Dundee is gearing for one of the largest parades ever at the Cenotaph to remember the battle of Delville Wood which this July sees the centenary of this historic battle of the Great War

The Somme Offensive and Delville Wood – a century later 
On Passing the new Menin Gate – a poem by Siegfried Sassoon
“Who will remember, passing through this Gate,
the unheroic dead who fed the guns?
Who shall absolve the foulness of their fate,-
Those doomed, conscripted, unvictorious ones?
Crudely renewed, the Salient holds its own.
Paid are its dim defenders by this pomp;
Paid, with a pile of peace-complacent stone,
The armies who endured that sullen swamp.
Here was the world’s worst wound. And here with pride
‘Their name liveth for ever’, the Gateway claims.
Was ever an immolation so belied
as these intolerably nameless names?
Well might the Dead who struggled in the slime
Rise and deride this sepulchre of crime.”
Siegfried Sassoon
“Was ever an immolation so belied as these intolerably nameless names?” Having stood under that “sepulchre of crime” myself, gazing in unreported wonder at those 42 000 plus names of the forever lost dead, I could only agree with this English poet’s silent fury, as I knew he was an infantry officer, one of millions, who was plunged into the immolation of what later became the Western Front. The event was Remembrance Sunday 1998, and I was witnessing a spectacular ceremony.
Two buglers of the Fire Brigade stood underneath the Menin Gate. They gave a stirring rendition of the Last Post, and the ever-shrinking parade of old soldiers, each man over a hundred years old, in their wheel chairs pushed by a nurse, or a favourite niece, paused under the names of the Lost, trapped in memories of fire and blood that will never leave them.

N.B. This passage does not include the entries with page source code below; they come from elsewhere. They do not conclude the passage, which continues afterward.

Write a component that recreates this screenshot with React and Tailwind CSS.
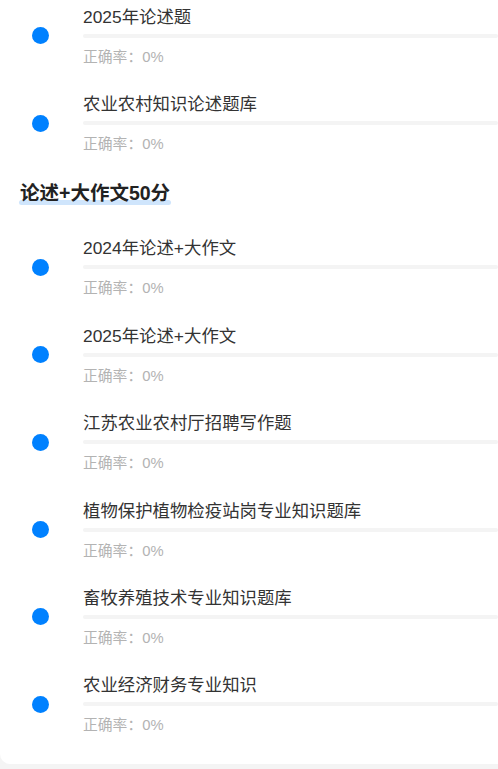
const groups = [
  {
    title: null,
    items: ['2025年论述题', '农业农村知识论述题库'],
  },
  {
    title: '论述+大作文50分',
    items: [
      '2024年论述+大作文',
      '2025年论述+大作文',
      '江苏农业农村厅招聘写作题',
      '植物保护植物检疫站岗专业知识题库',
      '畜牧养殖技术专业知识题库',
      '农业经济财务专业知识',
    ],
  },
];

function BankItem({ name, rate }) {
  return (
    <div className="flex items-center py-[12.7px]">
      <div className="ml-[32px] w-[17px] h-[17px] shrink-0 rounded-full bg-[#0081ff]" />
      <div className="ml-[34px] flex-1 min-w-0">
        <div className="text-[17.4px] leading-[24px] text-[#333333] truncate">{name}</div>
        <div className="mt-[5px] h-[4px] rounded-full bg-[#f4f4f4]" />
        <div className="mt-[9px] text-[14.8px] leading-[20px] text-[#b3b3b3]">正确率：{rate}%</div>
      </div>
    </div>
  );
}

export default function App() {
  return (
    <div
      className="min-h-[769px] bg-[#f4f4f4] overflow-hidden"
      style={{ fontFamily: '"Liberation Sans", "Noto Sans CJK SC", sans-serif' }}
    >
      <div className="bg-white rounded-bl-[10px] -mt-[8px] pb-[16px]">
        {groups.map((g, i) => (
          <div key={i}>
            {g.title && (
              <div className="pl-[20px] pt-[12px] pb-[17px]">
                <span className="relative inline-block text-[19.5px] leading-[28px] font-bold text-[#222222]">
                  <span className="absolute left-[-1px] right-[-1px] bottom-[2px] h-[5px] rounded-full bg-[#cfe5fc]" />
                  <span className="relative">{g.title}</span>
                </span>
              </div>
            )}
            {g.items.map((name) => (
              <BankItem key={name} name={name} rate={0} />
            ))}
          </div>
        ))}
      </div>
    </div>
  );
}
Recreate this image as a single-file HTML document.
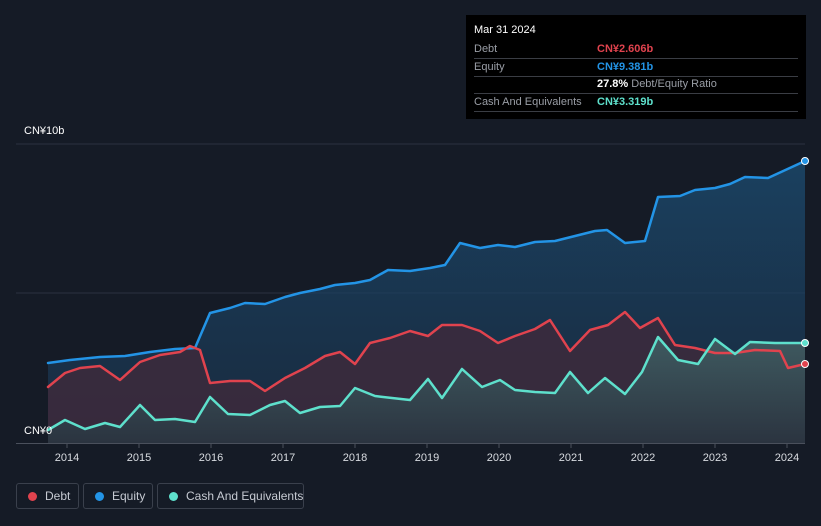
<!DOCTYPE html>
<html><head><meta charset="utf-8"><style>
body{margin:0;width:821px;height:526px;background:#151b26;font-family:"Liberation Sans","Noto Sans CJK SC",sans-serif;overflow:hidden;position:relative}
.t{position:absolute;font-size:11px;color:#fff}
.tip{position:absolute;left:466px;top:15px;width:340px;height:104px;background:#000;}
.row{position:absolute;left:8px;width:324px;height:17px;border-bottom:1px solid #3a3d44;font-size:11px;color:#9a9ea6;line-height:17px;white-space:nowrap}
.row span{position:absolute;left:123px;font-weight:bold}
.leg{position:absolute;top:483px;height:26px;border:1px solid #3a404c;border-radius:3px;color:#c6cad2;font-size:12px;line-height:25px;box-sizing:border-box;white-space:nowrap}
.leg i{position:absolute;top:8px;left:11px;width:9px;height:9px;border-radius:50%}
</style></head><body>
<svg width="821" height="526" style="position:absolute;left:0;top:0">
<defs>
<linearGradient id="eq" x1="0" y1="0" x2="0" y2="1"><stop offset="0" stop-color="#1b4a6e" stop-opacity=".8"/><stop offset="1" stop-color="#1b3550" stop-opacity=".6"/></linearGradient>
<linearGradient id="ca" x1="0" y1="0" x2="0" y2="1"><stop offset="0" stop-color="#3f5a60"/><stop offset="1" stop-color="#2b3440"/></linearGradient>
</defs>
<line x1="16" y1="144" x2="805" y2="144" stroke="#2c3240"/>
<line x1="16" y1="293" x2="805" y2="293" stroke="#2c3240"/>
<polygon fill="url(#eq)" points="48,443 48,363 70,360 100,357 125,356 150,352 175,349 195,348 210,313 230,308 245,303 265,304 285,297 300,293 320,289 335,285 355,283 370,280 388,270 410,271 430,268 445,265 460,243 480,248 498,245 515,247 535,242 555,241 575,236 595,231 607,230 625,243 645,241 658,197 680,196 695,190 715,188 730,184 745,177 768,178 805,161 805,443"/>
<polygon fill="#3d2a3c" fill-opacity=".85" points="48,443 48,387 65,373 80,368 100,366 120,380 140,362 160,355 180,352 190,346 200,350 210,383 230,381 250,381 265,391 285,378 305,368 325,356 340,352 355,364 370,343 390,338 410,331 428,336 442,325 462,325 480,331 498,343 515,336 535,329 550,320 570,351 590,330 608,325 625,312 640,328 658,318 675,345 695,348 715,353 735,353 755,350 780,351 788,368 805,364 805,443"/>
<polygon fill="url(#ca)" points="48,443 48,430 65,420 85,429 105,423 120,427 140,405 155,420 175,419 195,422 210,397 228,414 250,415 270,405 285,401 300,413 320,407 340,406 355,388 375,396 392,398 410,400 428,379 442,398 462,369 482,387 500,380 515,390 535,392 555,393 570,372 588,393 605,378 625,394 642,372 658,337 678,360 698,364 715,339 735,354 750,342 775,343 805,343 805,443"/>
<g fill="none" stroke-width="2.5" stroke-linejoin="round" stroke-linecap="round">
<polyline stroke="#2394e6" points="48,363 70,360 100,357 125,356 150,352 175,349 195,348 210,313 230,308 245,303 265,304 285,297 300,293 320,289 335,285 355,283 370,280 388,270 410,271 430,268 445,265 460,243 480,248 498,245 515,247 535,242 555,241 575,236 595,231 607,230 625,243 645,241 658,197 680,196 695,190 715,188 730,184 745,177 768,178 805,161"/>
<polyline stroke="#e0434e" points="48,387 65,373 80,368 100,366 120,380 140,362 160,355 180,352 190,346 200,350 210,383 230,381 250,381 265,391 285,378 305,368 325,356 340,352 355,364 370,343 390,338 410,331 428,336 442,325 462,325 480,331 498,343 515,336 535,329 550,320 570,351 590,330 608,325 625,312 640,328 658,318 675,345 695,348 715,353 735,353 755,350 780,351 788,368 805,364"/>
<polyline stroke="#5ee0cc" points="48,430 65,420 85,429 105,423 120,427 140,405 155,420 175,419 195,422 210,397 228,414 250,415 270,405 285,401 300,413 320,407 340,406 355,388 375,396 392,398 410,400 428,379 442,398 462,369 482,387 500,380 515,390 535,392 555,393 570,372 588,393 605,378 625,394 642,372 658,337 678,360 698,364 715,339 735,354 750,342 775,343 805,343"/>
</g>
<circle cx="805" cy="161" r="3.5" fill="#2394e6" stroke="#fff"/>
<circle cx="805" cy="364" r="3.5" fill="#e0434e" stroke="#fff"/>
<circle cx="805" cy="343" r="3.5" fill="#5ee0cc" stroke="#fff"/>
<line x1="16" y1="443.5" x2="805" y2="443.5" stroke="#4a505c"/>
<g stroke="#4a505c"><line x1="67" y1="443" x2="67" y2="448"/><line x1="139" y1="443" x2="139" y2="448"/><line x1="211" y1="443" x2="211" y2="448"/><line x1="283" y1="443" x2="283" y2="448"/><line x1="355" y1="443" x2="355" y2="448"/><line x1="427" y1="443" x2="427" y2="448"/><line x1="499" y1="443" x2="499" y2="448"/><line x1="571" y1="443" x2="571" y2="448"/><line x1="643" y1="443" x2="643" y2="448"/><line x1="715" y1="443" x2="715" y2="448"/><line x1="787" y1="443" x2="787" y2="448"/></g>
<g fill="#d8dbe0" font-size="11" text-anchor="middle" font-family="Liberation Sans,sans-serif"><text x="67" y="461">2014</text><text x="139" y="461">2015</text><text x="211" y="461">2016</text><text x="283" y="461">2017</text><text x="355" y="461">2018</text><text x="427" y="461">2019</text><text x="499" y="461">2020</text><text x="571" y="461">2021</text><text x="643" y="461">2022</text><text x="715" y="461">2023</text><text x="787" y="461">2024</text></g>
</svg>
<div class="t" style="left:24px;top:125px">CN¥10b</div>
<div class="t" style="left:24px;top:425px">CN¥0</div>
<div class="tip">
<div style="position:absolute;left:8px;top:9px;color:#fff;font-size:11px">Mar 31 2024</div>
<div class="row" style="top:26px">Debt<span style="color:#e0434e">CN¥2.606b</span></div>
<div class="row" style="top:44px">Equity<span style="color:#2394e6">CN¥9.381b</span></div>
<div class="row" style="top:61px;border:none"><span style="color:#fff">27.8% <b style="color:#9a9ea6;font-weight:normal">Debt/Equity Ratio</b></span></div>
<div class="row" style="top:78px;border-top:1px solid #3a3d44">Cash And Equivalents<span style="color:#5ee0cc">CN¥3.319b</span></div>
</div>
<div class="leg" style="left:16px;width:63px"><i style="background:#e0434e"></i><span style="position:absolute;left:28px">Debt</span></div>
<div class="leg" style="left:83px;width:70px"><i style="background:#2394e6"></i><span style="position:absolute;left:28px">Equity</span></div>
<div class="leg" style="left:157px;width:147px"><i style="background:#5ee0cc"></i><span style="position:absolute;left:28px">Cash And Equivalents</span></div>
</body></html>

The silent pilgrimage over, their energies spent, they left as unobtrusively as they came, leaving only an uncomprehending West European youth, unfamiliar with war and uncaring shrugs as they continued on their way. The Western Front, 1916. A static cesspool of mud and slime, a veritable human soup, a soldiers’ alphabet brew that indelibly marked the psyches of its survivors. Delville Wood was but one desperate struggle at the bottom end of that Witches’ Cauldron where South African soldiers carved their legacy into the fabric of our Remembrance with their own blood.
Many a South African lad breathed his last under the pounding and merciless fury of the German guns. They are still there, silently witnessing our respect, their descendants who ventured into that awesome place of bloody memory. A local stalwart and fellow military historian, Foy Vermaak, visited Delville Wood, and brought us back some of these pictures.

This year 2016 marks a hundred years which passed since that violent confrontation, and Dundee will mark the splendid courage of local men who paid the ultimate price with the creation of a War Memorial Precinct that honours our fallen soldiers, from the destruction of the troopship SS Mendi to the rigours of the Border War.